Samsung withdraws flagship Galaxy Note 7 over exploding battery risk

© Kim Hong-Ji
Tech giant Samsung is recalling millions of its flagship smartphone, the Galaxy Note 7, following dozens of known reports in the US and South Korea of the phone “exploding” and catching fire during or after charging.

Samsung said it has been difficult to understand which phones were affected among the 2.5 million Galaxy Note 7s sold to date, but added in a statement that “there have been 35 cases that have been reported globally.”

The company has also promised customers who already have the device to voluntarily replace theirs with a new one over the coming weeks.

"There was a tiny problem in the manufacturing process, so it was very difficult to figure out,” Koh Dong-jin, president of Samsung's mobile business, told reporters on Friday.

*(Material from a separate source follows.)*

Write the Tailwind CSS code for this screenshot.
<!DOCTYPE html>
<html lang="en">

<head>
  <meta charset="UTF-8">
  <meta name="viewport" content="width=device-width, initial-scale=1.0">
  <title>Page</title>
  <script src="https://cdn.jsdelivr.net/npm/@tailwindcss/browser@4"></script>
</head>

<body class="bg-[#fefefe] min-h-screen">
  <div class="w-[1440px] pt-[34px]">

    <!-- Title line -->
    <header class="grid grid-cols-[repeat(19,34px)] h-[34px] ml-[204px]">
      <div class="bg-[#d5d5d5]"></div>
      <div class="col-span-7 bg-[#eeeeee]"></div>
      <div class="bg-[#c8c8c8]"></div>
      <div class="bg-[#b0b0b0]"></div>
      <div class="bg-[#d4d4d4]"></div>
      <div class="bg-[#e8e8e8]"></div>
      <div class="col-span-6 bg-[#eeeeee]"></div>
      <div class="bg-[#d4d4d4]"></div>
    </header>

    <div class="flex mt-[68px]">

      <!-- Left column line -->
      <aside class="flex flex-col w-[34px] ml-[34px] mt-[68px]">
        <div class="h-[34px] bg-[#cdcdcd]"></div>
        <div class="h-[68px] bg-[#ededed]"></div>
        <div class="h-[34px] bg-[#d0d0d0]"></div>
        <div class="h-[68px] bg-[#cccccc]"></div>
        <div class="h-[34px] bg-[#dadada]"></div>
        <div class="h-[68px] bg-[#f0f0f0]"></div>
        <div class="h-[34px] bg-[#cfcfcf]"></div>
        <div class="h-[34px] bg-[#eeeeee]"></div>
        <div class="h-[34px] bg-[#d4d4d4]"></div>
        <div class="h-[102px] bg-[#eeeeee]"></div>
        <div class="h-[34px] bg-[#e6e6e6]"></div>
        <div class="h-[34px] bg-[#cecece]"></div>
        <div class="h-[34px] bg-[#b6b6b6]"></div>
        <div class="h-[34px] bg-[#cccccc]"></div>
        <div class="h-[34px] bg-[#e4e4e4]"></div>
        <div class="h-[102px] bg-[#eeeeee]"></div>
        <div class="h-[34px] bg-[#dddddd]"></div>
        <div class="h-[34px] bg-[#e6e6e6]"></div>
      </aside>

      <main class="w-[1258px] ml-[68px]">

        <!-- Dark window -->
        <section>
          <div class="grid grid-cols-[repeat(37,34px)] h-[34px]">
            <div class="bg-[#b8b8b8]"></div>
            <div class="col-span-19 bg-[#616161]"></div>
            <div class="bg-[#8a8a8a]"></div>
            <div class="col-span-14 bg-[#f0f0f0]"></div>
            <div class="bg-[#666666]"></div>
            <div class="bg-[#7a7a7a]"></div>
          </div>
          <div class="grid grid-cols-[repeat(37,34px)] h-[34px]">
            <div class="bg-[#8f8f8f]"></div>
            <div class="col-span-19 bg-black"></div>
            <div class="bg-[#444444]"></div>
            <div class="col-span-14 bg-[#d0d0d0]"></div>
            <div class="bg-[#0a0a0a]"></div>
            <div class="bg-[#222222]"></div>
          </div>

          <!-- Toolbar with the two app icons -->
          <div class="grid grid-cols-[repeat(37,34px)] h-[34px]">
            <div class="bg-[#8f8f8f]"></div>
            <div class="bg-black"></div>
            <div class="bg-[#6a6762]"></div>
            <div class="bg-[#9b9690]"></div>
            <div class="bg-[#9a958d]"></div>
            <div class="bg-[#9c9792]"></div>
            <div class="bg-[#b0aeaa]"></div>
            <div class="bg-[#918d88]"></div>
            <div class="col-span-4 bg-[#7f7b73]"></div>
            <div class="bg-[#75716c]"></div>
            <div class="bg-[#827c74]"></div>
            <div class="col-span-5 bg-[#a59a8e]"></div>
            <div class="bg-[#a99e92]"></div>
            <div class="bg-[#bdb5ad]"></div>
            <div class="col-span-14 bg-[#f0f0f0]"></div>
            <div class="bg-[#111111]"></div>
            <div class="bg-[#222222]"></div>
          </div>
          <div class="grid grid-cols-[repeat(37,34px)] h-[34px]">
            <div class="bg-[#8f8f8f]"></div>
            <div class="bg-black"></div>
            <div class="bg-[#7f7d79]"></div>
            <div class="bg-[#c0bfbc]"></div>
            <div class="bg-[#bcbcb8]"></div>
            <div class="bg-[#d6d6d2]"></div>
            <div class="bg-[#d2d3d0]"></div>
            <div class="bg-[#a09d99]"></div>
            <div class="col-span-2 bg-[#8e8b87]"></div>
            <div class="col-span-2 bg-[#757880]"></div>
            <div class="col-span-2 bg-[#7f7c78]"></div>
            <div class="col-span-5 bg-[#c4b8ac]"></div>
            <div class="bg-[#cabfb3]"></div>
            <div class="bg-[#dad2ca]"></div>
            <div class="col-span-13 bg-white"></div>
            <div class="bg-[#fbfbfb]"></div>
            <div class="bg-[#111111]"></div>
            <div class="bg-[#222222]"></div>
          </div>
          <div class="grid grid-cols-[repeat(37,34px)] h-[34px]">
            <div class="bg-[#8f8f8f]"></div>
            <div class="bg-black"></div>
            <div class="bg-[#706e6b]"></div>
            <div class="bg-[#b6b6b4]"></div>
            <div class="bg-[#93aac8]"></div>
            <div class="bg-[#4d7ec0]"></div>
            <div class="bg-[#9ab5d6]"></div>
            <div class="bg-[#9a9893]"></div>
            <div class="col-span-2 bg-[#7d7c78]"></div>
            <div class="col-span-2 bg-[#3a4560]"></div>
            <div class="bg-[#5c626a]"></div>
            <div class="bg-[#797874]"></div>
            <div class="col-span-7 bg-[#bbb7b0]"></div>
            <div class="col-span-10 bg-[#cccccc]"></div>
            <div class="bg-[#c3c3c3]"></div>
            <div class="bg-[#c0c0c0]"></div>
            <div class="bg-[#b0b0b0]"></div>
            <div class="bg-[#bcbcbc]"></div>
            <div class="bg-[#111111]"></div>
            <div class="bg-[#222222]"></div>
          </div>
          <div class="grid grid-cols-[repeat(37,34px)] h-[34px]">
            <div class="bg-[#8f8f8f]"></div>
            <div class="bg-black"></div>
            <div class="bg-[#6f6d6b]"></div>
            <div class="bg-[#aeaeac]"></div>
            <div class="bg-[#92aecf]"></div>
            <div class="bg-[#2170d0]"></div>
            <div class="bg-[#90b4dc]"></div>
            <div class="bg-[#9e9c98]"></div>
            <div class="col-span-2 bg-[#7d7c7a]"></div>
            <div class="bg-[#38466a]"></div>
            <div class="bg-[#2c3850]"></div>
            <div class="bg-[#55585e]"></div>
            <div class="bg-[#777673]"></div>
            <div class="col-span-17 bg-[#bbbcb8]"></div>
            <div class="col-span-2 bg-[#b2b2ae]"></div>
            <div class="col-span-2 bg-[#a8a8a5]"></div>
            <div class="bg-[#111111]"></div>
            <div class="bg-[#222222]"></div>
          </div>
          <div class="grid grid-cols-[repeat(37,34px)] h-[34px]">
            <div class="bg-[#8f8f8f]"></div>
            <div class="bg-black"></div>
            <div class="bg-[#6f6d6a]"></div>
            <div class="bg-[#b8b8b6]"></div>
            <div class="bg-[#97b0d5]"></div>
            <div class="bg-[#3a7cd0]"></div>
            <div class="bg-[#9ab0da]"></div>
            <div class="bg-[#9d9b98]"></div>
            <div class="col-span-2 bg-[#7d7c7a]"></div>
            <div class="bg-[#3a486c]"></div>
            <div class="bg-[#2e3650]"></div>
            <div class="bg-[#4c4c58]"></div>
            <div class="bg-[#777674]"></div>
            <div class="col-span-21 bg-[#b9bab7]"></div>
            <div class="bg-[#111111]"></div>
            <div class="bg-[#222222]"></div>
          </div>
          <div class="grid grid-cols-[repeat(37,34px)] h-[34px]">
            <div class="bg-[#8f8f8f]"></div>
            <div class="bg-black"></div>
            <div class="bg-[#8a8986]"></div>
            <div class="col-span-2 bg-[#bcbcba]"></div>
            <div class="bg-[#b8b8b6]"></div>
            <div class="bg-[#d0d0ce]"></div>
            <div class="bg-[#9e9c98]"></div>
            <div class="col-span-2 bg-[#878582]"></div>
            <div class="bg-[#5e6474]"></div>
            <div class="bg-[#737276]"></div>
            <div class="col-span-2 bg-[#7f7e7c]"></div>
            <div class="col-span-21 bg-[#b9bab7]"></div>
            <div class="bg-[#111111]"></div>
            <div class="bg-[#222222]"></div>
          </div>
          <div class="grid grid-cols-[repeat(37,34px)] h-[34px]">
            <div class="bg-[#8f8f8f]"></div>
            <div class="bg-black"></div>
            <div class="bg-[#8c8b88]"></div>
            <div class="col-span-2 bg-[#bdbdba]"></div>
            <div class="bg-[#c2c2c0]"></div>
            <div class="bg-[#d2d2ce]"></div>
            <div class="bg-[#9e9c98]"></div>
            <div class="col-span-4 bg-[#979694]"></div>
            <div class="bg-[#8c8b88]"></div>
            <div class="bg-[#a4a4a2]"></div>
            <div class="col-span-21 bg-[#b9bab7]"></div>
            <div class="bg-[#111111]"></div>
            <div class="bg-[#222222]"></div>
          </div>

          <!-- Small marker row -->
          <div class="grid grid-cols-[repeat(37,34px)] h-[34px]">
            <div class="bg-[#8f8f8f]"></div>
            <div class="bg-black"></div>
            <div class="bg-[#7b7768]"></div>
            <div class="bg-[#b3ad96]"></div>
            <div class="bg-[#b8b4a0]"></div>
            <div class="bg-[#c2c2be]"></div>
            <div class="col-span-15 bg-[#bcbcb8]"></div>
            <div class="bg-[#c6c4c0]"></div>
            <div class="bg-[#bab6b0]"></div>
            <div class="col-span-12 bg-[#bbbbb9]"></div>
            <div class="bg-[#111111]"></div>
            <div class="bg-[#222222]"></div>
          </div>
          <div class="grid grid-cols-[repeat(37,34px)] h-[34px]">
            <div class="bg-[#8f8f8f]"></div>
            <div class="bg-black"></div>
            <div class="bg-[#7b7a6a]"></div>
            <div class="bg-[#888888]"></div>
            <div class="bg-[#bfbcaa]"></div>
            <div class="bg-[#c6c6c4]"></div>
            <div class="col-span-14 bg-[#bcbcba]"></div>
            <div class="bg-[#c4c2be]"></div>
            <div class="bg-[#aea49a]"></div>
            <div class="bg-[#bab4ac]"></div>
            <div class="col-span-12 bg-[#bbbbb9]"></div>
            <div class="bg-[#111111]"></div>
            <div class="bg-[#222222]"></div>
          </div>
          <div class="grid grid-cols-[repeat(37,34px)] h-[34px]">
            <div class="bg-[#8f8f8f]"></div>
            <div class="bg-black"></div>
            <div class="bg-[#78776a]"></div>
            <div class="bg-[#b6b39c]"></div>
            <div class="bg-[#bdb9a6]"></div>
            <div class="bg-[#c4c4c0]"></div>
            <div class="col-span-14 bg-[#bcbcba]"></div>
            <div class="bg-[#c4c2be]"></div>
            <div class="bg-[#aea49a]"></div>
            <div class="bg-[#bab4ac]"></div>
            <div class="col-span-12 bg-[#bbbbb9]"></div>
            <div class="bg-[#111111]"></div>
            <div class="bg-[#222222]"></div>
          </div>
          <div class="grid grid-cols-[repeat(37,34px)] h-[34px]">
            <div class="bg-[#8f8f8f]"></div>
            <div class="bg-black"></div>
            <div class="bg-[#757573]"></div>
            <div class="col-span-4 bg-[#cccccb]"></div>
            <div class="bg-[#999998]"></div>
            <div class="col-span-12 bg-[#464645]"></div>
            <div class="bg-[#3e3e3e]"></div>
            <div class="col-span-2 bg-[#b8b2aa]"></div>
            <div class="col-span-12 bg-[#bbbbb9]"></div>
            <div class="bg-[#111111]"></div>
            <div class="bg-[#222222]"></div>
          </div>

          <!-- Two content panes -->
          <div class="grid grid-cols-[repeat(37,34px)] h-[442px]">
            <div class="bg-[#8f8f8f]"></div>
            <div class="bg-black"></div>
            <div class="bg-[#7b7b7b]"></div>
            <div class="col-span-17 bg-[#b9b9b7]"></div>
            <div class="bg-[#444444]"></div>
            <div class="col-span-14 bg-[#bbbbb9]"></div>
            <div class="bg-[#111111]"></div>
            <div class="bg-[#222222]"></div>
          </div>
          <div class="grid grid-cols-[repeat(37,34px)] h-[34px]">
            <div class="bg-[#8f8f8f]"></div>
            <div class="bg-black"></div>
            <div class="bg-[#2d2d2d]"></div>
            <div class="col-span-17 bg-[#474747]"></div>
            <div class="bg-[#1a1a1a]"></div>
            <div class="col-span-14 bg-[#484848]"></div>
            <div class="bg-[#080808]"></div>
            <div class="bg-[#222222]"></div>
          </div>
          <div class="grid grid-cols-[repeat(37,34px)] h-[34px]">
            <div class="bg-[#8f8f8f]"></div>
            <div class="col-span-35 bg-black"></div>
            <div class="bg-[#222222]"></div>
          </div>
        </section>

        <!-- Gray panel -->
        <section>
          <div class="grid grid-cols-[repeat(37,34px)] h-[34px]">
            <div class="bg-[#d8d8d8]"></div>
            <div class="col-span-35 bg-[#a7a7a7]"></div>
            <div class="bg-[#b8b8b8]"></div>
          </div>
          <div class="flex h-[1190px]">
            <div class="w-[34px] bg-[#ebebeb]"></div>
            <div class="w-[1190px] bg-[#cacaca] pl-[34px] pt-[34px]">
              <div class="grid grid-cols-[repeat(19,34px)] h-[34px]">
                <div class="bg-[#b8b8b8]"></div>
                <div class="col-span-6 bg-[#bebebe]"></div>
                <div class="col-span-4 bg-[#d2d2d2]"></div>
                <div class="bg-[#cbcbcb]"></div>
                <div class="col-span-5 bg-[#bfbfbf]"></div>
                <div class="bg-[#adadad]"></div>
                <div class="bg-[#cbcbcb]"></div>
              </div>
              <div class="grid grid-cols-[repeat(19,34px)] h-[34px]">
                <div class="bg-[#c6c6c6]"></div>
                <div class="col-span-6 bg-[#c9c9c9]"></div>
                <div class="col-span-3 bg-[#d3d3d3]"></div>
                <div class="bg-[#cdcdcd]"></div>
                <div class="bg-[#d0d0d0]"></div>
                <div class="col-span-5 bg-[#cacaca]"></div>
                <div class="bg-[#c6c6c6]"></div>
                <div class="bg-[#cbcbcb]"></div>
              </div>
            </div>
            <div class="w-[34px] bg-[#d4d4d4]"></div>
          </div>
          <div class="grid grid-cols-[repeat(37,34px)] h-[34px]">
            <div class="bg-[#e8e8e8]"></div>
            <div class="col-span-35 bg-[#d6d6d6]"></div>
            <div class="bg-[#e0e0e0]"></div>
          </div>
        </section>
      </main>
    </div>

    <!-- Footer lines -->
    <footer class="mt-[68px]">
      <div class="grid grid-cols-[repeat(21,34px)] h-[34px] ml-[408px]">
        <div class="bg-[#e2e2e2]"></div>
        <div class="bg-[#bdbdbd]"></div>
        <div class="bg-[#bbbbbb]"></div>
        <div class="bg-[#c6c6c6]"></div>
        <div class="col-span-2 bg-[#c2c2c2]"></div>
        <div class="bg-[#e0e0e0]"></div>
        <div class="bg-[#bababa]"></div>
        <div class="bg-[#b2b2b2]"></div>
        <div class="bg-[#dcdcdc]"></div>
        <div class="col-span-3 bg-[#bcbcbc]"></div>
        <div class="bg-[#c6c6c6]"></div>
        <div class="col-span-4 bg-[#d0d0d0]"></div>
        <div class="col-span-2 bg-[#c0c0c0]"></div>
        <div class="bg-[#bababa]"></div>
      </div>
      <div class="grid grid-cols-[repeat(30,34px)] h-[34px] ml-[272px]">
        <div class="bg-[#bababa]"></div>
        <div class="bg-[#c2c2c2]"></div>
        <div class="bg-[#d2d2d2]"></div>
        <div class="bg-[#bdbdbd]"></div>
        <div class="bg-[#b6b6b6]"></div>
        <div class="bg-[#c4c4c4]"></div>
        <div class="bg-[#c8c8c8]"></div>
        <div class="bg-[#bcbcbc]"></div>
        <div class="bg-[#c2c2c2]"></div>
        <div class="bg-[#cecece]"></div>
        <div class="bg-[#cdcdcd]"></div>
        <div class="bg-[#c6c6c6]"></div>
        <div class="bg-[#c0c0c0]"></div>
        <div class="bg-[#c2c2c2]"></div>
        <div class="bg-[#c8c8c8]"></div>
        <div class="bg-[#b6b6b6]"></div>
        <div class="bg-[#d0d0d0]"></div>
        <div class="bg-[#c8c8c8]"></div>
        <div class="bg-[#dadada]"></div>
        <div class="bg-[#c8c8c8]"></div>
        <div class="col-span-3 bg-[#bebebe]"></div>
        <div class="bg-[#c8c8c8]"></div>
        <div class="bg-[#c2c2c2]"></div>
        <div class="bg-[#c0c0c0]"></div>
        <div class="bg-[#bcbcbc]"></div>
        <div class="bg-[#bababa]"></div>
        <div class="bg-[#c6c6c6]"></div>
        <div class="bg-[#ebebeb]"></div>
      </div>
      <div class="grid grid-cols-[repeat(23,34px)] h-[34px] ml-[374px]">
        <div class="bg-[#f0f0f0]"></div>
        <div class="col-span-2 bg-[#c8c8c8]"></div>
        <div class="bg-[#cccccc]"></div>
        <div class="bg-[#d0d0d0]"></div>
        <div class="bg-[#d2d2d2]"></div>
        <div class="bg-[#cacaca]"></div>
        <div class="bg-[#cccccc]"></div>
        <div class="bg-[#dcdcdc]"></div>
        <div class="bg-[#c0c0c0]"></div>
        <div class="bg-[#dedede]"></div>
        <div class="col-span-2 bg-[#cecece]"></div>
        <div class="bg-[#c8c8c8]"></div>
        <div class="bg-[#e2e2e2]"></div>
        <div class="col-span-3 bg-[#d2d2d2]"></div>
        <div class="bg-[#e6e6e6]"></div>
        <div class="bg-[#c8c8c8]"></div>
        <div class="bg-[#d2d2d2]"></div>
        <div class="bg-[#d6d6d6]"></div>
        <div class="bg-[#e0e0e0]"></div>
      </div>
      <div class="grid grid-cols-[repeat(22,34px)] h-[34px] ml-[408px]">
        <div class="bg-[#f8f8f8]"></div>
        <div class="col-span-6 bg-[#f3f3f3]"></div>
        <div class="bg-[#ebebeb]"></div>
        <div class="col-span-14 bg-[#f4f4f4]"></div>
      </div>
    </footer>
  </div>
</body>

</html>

"It will cost us so much it makes my heart ache. Nevertheless, the reason we made this decision is because what is most important is customer safety," he said.

According to the Korean tech giant, the flagship smartphone has already been launched in 10 countries so far. The only country definitely not affected by the recall is China, where the devices use a specific kind of battery not exhibiting signs of explosive behavior.

Samsung has previously said that demand for the latest Galaxy Note edition was overwhelming, which created a supply shortage and forced the company to delay the launch of the phone in some markets.

The flagship Samsung device packs a sophisticated dual-curved Quad-HD Super AMOLED display. The latest device also features an in-built iris scanner, which allows users to log in with a quick glance of the eye.

Samsung says that the headline feature will allow users to log into applications and programs without entering a password or PIN number. It can be assigned to one or both eyes.

The recall comes at an unfortunate time for Samsung as its main rival Apple is expected to unveil a new iPhone model in about a week.